→ Instruction
Print all of the lines exactly. Any picture among them stays out.
---------- Supplied material
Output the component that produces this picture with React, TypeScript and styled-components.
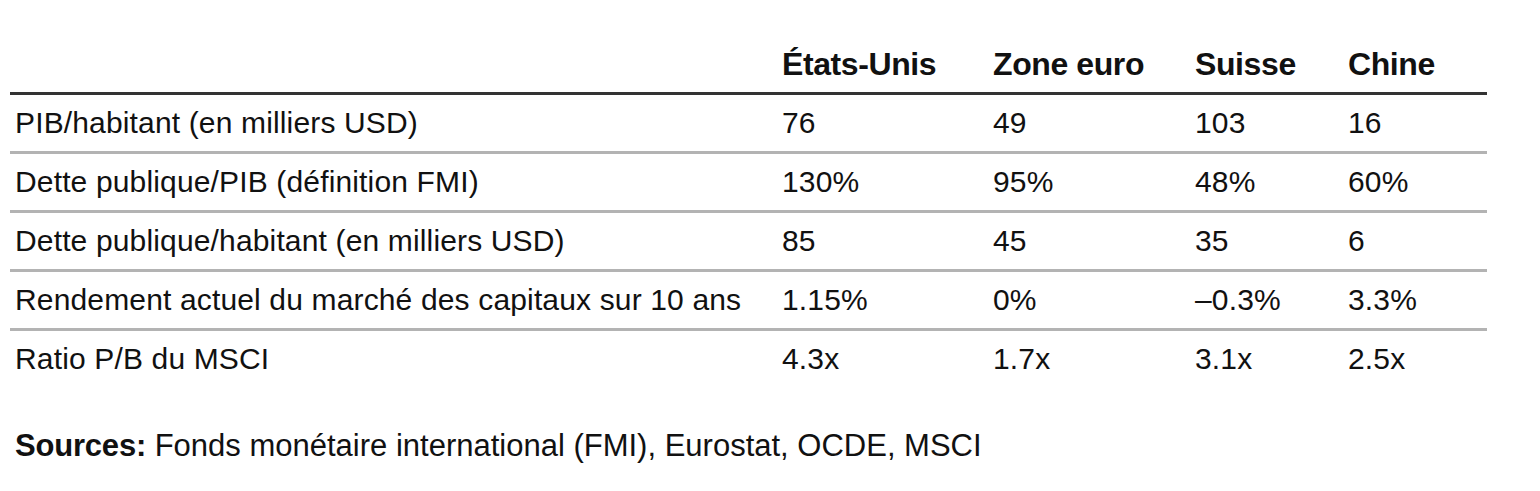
import React from "react";
import styled, { createGlobalStyle } from "styled-components";

const GlobalStyle = createGlobalStyle`
  html, body {
    margin: 0;
    padding: 0;
    background: #ffffff;
  }
  body {
    font-family: "Liberation Sans", Arial, sans-serif;
    color: #111111;
  }
`;

const Page = styled.div`
  width: 1540px;
  height: 491px;
  padding: 36px 0 0 10px;
  box-sizing: border-box;
  overflow: hidden;
`;

const Table = styled.div`
  width: 1477px;
  display: grid;
  grid-template-columns: 772px 211px 202px 153px 1fr;
`;

const HeadCell = styled.div<{ first?: boolean }>`
  font-size: 32px;
  font-weight: 700;
  letter-spacing: -0.4px;
  line-height: 56px;
  padding-left: ${(p) => (p.first ? "5px" : "0")};
  border-bottom: 3px solid #333333;
`;

const Cell = styled.div<{ first?: boolean; last?: boolean }>`
  font-size: 30px;
  font-weight: 400;
  letter-spacing: 0.15px;
  line-height: 56px;
  height: 56px;
  padding-left: ${(p) => (p.first ? "5px" : "0")};
  border-bottom: ${(p) => (p.last ? "3px solid transparent" : "3px solid #b3b3b3")};
  white-space: nowrap;
`;

const Sources = styled.p`
  margin: 39px 0 0 5px;
  font-size: 31px;
  line-height: 34px;

  b {
    font-weight: 700;
    letter-spacing: -0.2px;
  }
`;

const columns = ["États-Unis", "Zone euro", "Suisse", "Chine"];

const rows: [string, string[]][] = [
  ["PIB/habitant (en milliers USD)", ["76", "49", "103", "16"]],
  ["Dette publique/PIB (définition FMI)", ["130%", "95%", "48%", "60%"]],
  ["Dette publique/habitant (en milliers USD)", ["85", "45", "35", "6"]],
  ["Rendement actuel du marché des capitaux sur 10 ans", ["1.15%", "0%", "–0.3%", "3.3%"]],
  ["Ratio P/B du MSCI", ["4.3x", "1.7x", "3.1x", "2.5x"]],
];

export default function App() {
  return (
    <>
      <GlobalStyle />
      <Page>
        <Table>
          <HeadCell first />
          {columns.map((c) => (
            <HeadCell key={c}>{c}</HeadCell>
          ))}
          {rows.map(([label, values], i) => {
            const last = i === rows.length - 1;
            return (
              <React.Fragment key={label}>
                <Cell first last={last}>
                  {label}
                </Cell>
                {values.map((v, j) => (
                  <Cell key={j} last={last}>
                    {v}
                  </Cell>
                ))}
              </React.Fragment>
            );
          })}
        </Table>
        <Sources>
          <b>Sources:</b> Fonds monétaire international (FMI), Eurostat, OCDE, MSCI
        </Sources>
      </Page>
    </>
  );
}
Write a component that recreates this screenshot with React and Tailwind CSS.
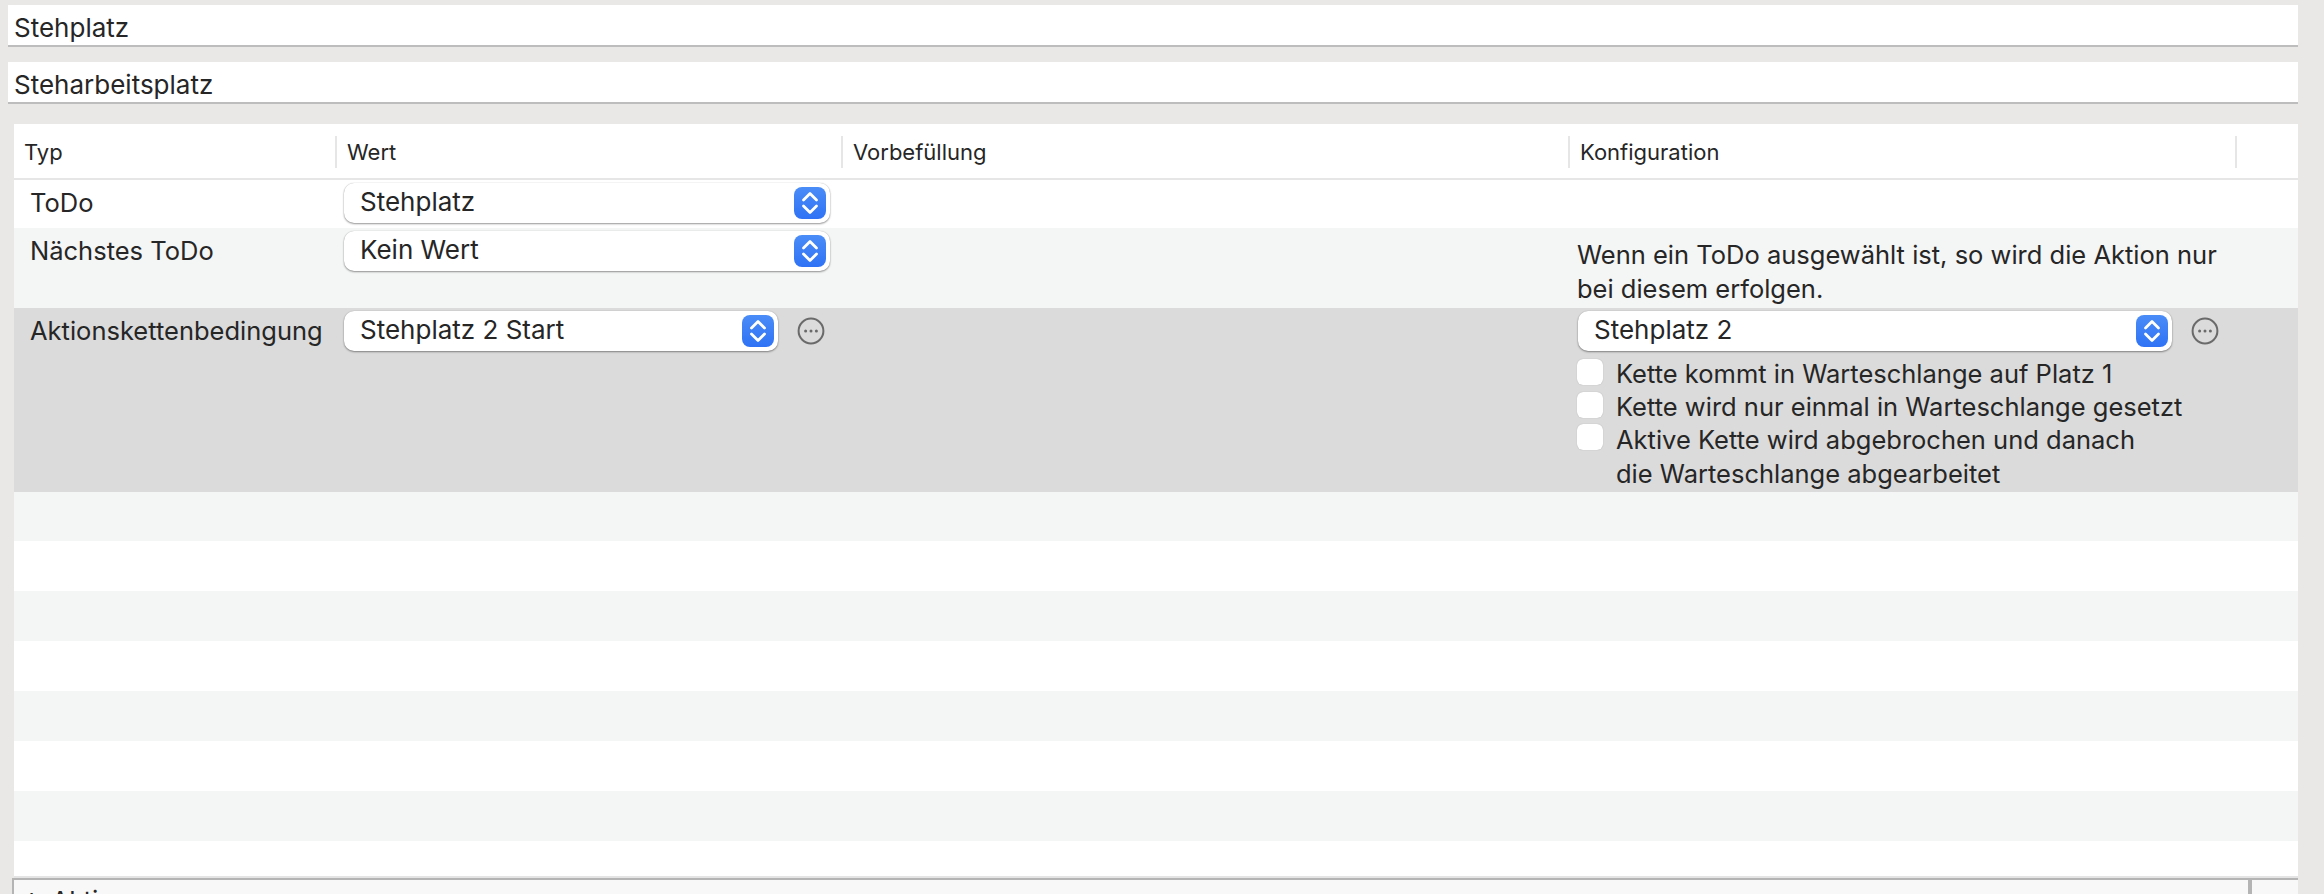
--------------------
→ Response below
Output the component that produces this picture with React, TypeScript and styled-components.
import React from "react";
import styled, { createGlobalStyle } from "styled-components";

const GlobalStyle = createGlobalStyle`
  html, body {
    margin: 0;
    padding: 0;
    background: #ffffff;
  }
  body {
    font-family: "Liberation Sans", Arial, sans-serif;
    color: #111111;
  }
`;

const Page = styled.div`
  width: 1540px;
  height: 491px;
  padding: 36px 0 0 10px;
  box-sizing: border-box;
  overflow: hidden;
`;

const Table = styled.div`
  width: 1477px;
  display: grid;
  grid-template-columns: 772px 211px 202px 153px 1fr;
`;

const HeadCell = styled.div<{ first?: boolean }>`
  font-size: 32px;
  font-weight: 700;
  letter-spacing: -0.4px;
  line-height: 56px;
  padding-left: ${(p) => (p.first ? "5px" : "0")};
  border-bottom: 3px solid #333333;
`;

const Cell = styled.div<{ first?: boolean; last?: boolean }>`
  font-size: 30px;
  font-weight: 400;
  letter-spacing: 0.15px;
  line-height: 56px;
  height: 56px;
  padding-left: ${(p) => (p.first ? "5px" : "0")};
  border-bottom: ${(p) => (p.last ? "3px solid transparent" : "3px solid #b3b3b3")};
  white-space: nowrap;
`;

const Sources = styled.p`
  margin: 39px 0 0 5px;
  font-size: 31px;
  line-height: 34px;

  b {
    font-weight: 700;
    letter-spacing: -0.2px;
  }
`;

const columns = ["États-Unis", "Zone euro", "Suisse", "Chine"];

const rows: [string, string[]][] = [
  ["PIB/habitant (en milliers USD)", ["76", "49", "103", "16"]],
  ["Dette publique/PIB (définition FMI)", ["130%", "95%", "48%", "60%"]],
  ["Dette publique/habitant (en milliers USD)", ["85", "45", "35", "6"]],
  ["Rendement actuel du marché des capitaux sur 10 ans", ["1.15%", "0%", "–0.3%", "3.3%"]],
  ["Ratio P/B du MSCI", ["4.3x", "1.7x", "3.1x", "2.5x"]],
];

export default function App() {
  return (
    <>
      <GlobalStyle />
      <Page>
        <Table>
          <HeadCell first />
          {columns.map((c) => (
            <HeadCell key={c}>{c}</HeadCell>
          ))}
          {rows.map(([label, values], i) => {
            const last = i === rows.length - 1;
            return (
              <React.Fragment key={label}>
                <Cell first last={last}>
                  {label}
                </Cell>
                {values.map((v, j) => (
                  <Cell key={j} last={last}>
                    {v}
                  </Cell>
                ))}
              </React.Fragment>
            );
          })}
        </Table>
        <Sources>
          <b>Sources:</b> Fonds monétaire international (FMI), Eurostat, OCDE, MSCI
        </Sources>
      </Page>
    </>
  );
}
Write a component that recreates this screenshot with React and Tailwind CSS.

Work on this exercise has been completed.